A few little extra hacks I’ve discovered to help you:
  • Turn off the “active” button on Facebook messenger and Instagram. This way you won’t know when others were last online and they won’t know when you are/were, therefore helping to take away the pressure to having to respond straight away to someone and eliminating the paranoia you can feel when someone doesn’t message you back even though you know they’ve been “active” recently…
    • Instagram, to read how to turn off the active button click here.
    • Facebook messenger, to read how to turn off the active button off click here.
  • There seems to be a lot of “politics” on social media which means there are certain people you feel you can’t unfollow/unfriend. Luckily on Facebook you have the option to turn off notifications from people you don’t want to see so they never appear on your newsfeed, all without unfriending them!
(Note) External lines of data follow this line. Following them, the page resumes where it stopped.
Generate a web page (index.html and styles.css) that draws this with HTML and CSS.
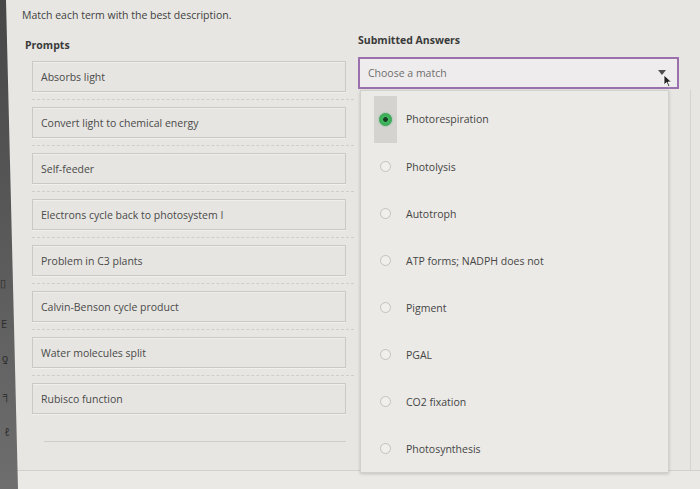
FILE: index.html
```html
<!DOCTYPE html>
<html lang="en">
<head>
<meta charset="utf-8">
<title>Match each term</title>
<link rel="stylesheet" href="styles.css">
</head>
<body>
<div class="strip">
  <span class="mark m1">▯</span>
  <span class="mark m2">E</span>
  <span class="mark m3">ƍ</span>
  <span class="mark m4">╕</span>
  <span class="mark m5">ℓ</span>
</div>
<main class="page">
  <p class="title">Match each term with the best description.</p>
  <div class="cols">
    <section class="prompts">
      <h2 class="label">Prompts</h2>
      <div class="list">
        <div class="prompt">Absorbs light</div>
        <div class="sep"></div>
        <div class="prompt">Convert light to chemical energy</div>
        <div class="sep"></div>
        <div class="prompt">Self-feeder</div>
        <div class="sep"></div>
        <div class="prompt">Electrons cycle back to photosystem I</div>
        <div class="sep"></div>
        <div class="prompt">Problem in C3 plants</div>
        <div class="sep"></div>
        <div class="prompt">Calvin-Benson cycle product</div>
        <div class="sep"></div>
        <div class="prompt">Water molecules split</div>
        <div class="sep"></div>
        <div class="prompt">Rubisco function</div>
        <div class="slot-line"></div>
      </div>
    </section>
    <section class="answers">
      <h2 class="label">Submitted Answers</h2>
      <div class="select">
        <span class="placeholder">Choose a match</span>
        <span class="caret"></span>
        <svg class="cursor" width="10" height="14" viewBox="0 0 10 14"><path d="M1 1 L1 11 L3.5 8.5 L5.5 13 L7 12.3 L5 8 L8.5 8 Z" fill="#222" stroke="#fff" stroke-width="0.8"/></svg>
        <ul class="menu">
          <li class="opt selected"><span class="cell"><span class="radio"></span></span><span class="txt">Photorespiration</span></li>
          <li class="opt"><span class="cell"><span class="radio"></span></span><span class="txt">Photolysis</span></li>
          <li class="opt"><span class="cell"><span class="radio"></span></span><span class="txt">Autotroph</span></li>
          <li class="opt"><span class="cell"><span class="radio"></span></span><span class="txt">ATP forms; NADPH does not</span></li>
          <li class="opt"><span class="cell"><span class="radio"></span></span><span class="txt">Pigment</span></li>
          <li class="opt"><span class="cell"><span class="radio"></span></span><span class="txt">PGAL</span></li>
          <li class="opt"><span class="cell"><span class="radio"></span></span><span class="txt">CO2 fixation</span></li>
          <li class="opt"><span class="cell"><span class="radio"></span></span><span class="txt">Photosynthesis</span></li>
        </ul>
      </div>
    </section>
  </div>
  <footer class="bottom"></footer>
</main>
</body>
</html>
```
FILE: styles.css
```css
* { box-sizing: border-box; }
html, body {
  margin: 0;
  padding: 0;
}
body {
  width: 700px;
  height: 489px;
  overflow: hidden;
  background: #e7e6e2;
  font-family: "Open Sans", "Liberation Sans", sans-serif;
  color: #454545;
  position: relative;
}
.strip {
  position: absolute;
  left: 0;
  top: 0;
  width: 18px;
  height: 489px;
  background: linear-gradient(180deg, #474747 0, #5a5a5a 50%, #6e6e6e 100%);
  clip-path: polygon(0 0, 6px 0, 18px 100%, 0 100%);
  z-index: 2;
}
.mark {
  position: absolute;
  left: 0;
  font-size: 11px;
  line-height: 11px;
  color: #2c2c2c;
}
.m1 { top: 277px; }
.m2 { top: 318px; left: 1px; }
.m3 { top: 352px; left: 2px; }
.m4 { top: 389px; left: 3px; }
.m5 { top: 426px; left: 4px; }
.page {
  height: 489px;
  display: flex;
  flex-direction: column;
  padding-left: 22px;
}
.title {
  margin: 8px 0 0;
  font-size: 10.5px;
  line-height: 14px;
  color: #3f3f3f;
}
.cols {
  display: flex;
  gap: 6px;
  flex: 1;
}
.label {
  margin: 0;
  font-size: 10.5px;
  line-height: 14px;
  font-weight: 700;
  color: #3a3a3a;
}
.prompts {
  width: 330px;
}
.prompts .label {
  margin: 16px 0 9px 3px;
}
.list {
  padding-left: 10px;
  padding-right: 6px;
  display: flex;
  flex-direction: column;
}
.prompt {
  height: 31px;
  display: flex;
  align-items: center;
  padding-left: 8px;
  font-size: 10.5px;
  color: #4a4a4a;
  background: #e6e5e1;
  border: 1px solid #cbc9c4;
  box-shadow: 0 1px 0 #f1f0ed, inset 0 1px 0 #efeeea;
}
.sep {
  height: 0;
  margin: 7px -8px 7px 0;
  border-top: 1px dashed #d0cec9;
}
.slot-line {
  margin: 27px 0 0 12px;
  border-top: 1px solid #cfcdc8;
}
.answers {
  width: 333px;
  position: relative;
}
.answers::after {
  content: "";
  position: absolute;
  right: 0;
  top: 68px;
  bottom: 0;
  border-right: 1px solid #d5d3ce;
}
.answers .label {
  margin: 11px 0 10px;
}
.select {
  position: relative;
  width: 321px;
  height: 32px;
  border: 2px solid #9a71ad;
  background: #efeced;
  display: flex;
  align-items: center;
  padding-left: 8px;
}
.placeholder {
  font-size: 10.5px;
  color: #6e6e6e;
}
.caret {
  position: absolute;
  right: 11px;
  top: 11px;
  width: 0;
  height: 0;
  border-left: 4px solid transparent;
  border-right: 4px solid transparent;
  border-top: 5px solid #4f4f4f;
}
.cursor {
  position: absolute;
  right: 4px;
  top: 15px;
  z-index: 3;
}
.menu {
  position: absolute;
  left: 0;
  top: 31px;
  width: 309px;
  margin: 0;
  padding: 5px 0 0 13px;
  list-style: none;
  background: #ebeae6;
  border: 1px solid #d2d0cb;
  box-shadow: 0 1px 3px rgba(0, 0, 0, 0.18);
  z-index: 1;
}
.opt {
  height: 47px;
  display: flex;
  align-items: center;
  gap: 9px;
}
.cell {
  width: 23px;
  height: 47px;
  display: flex;
  align-items: center;
  justify-content: center;
}
.selected .cell {
  background: #d4d3d0;
}
.radio {
  width: 11px;
  height: 11px;
  border-radius: 50%;
  border: 1px solid #c3c2be;
  background: #f0efeb;
}
.selected .radio {
  width: 13px;
  height: 13px;
  border: 1px solid #2f9e4c;
  background: radial-gradient(circle, #1c3b24 0 2px, #3fb45d 2.6px);
  box-shadow: 0 0 2px rgba(60, 180, 90, 0.7);
}
.txt {
  font-size: 10.5px;
  color: #454545;
}
.selected .txt {
  margin-top: -2px;
}
.bottom {
  height: 19px;
  margin-left: -22px;
  border-top: 1px solid #d3d1cc;
  background: #eae9e6;
}
```
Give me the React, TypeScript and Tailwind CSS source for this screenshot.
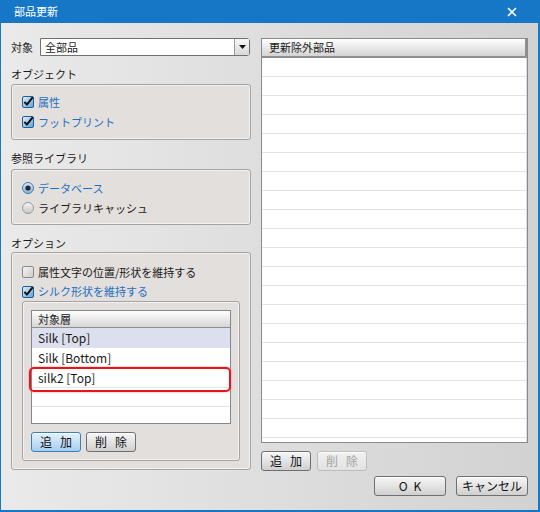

To read how you do it click here.

I really hope this post inspires and empowers some of you to look at how you use your time online and assess whether it’s making you feel worse or better, and if it’s the former, I hope this post can help install some of those changes you can make to turn it into a positive experience. Make your social media and time online a place that makes you motivated, encouraged, inspired and most importantly, truly happy.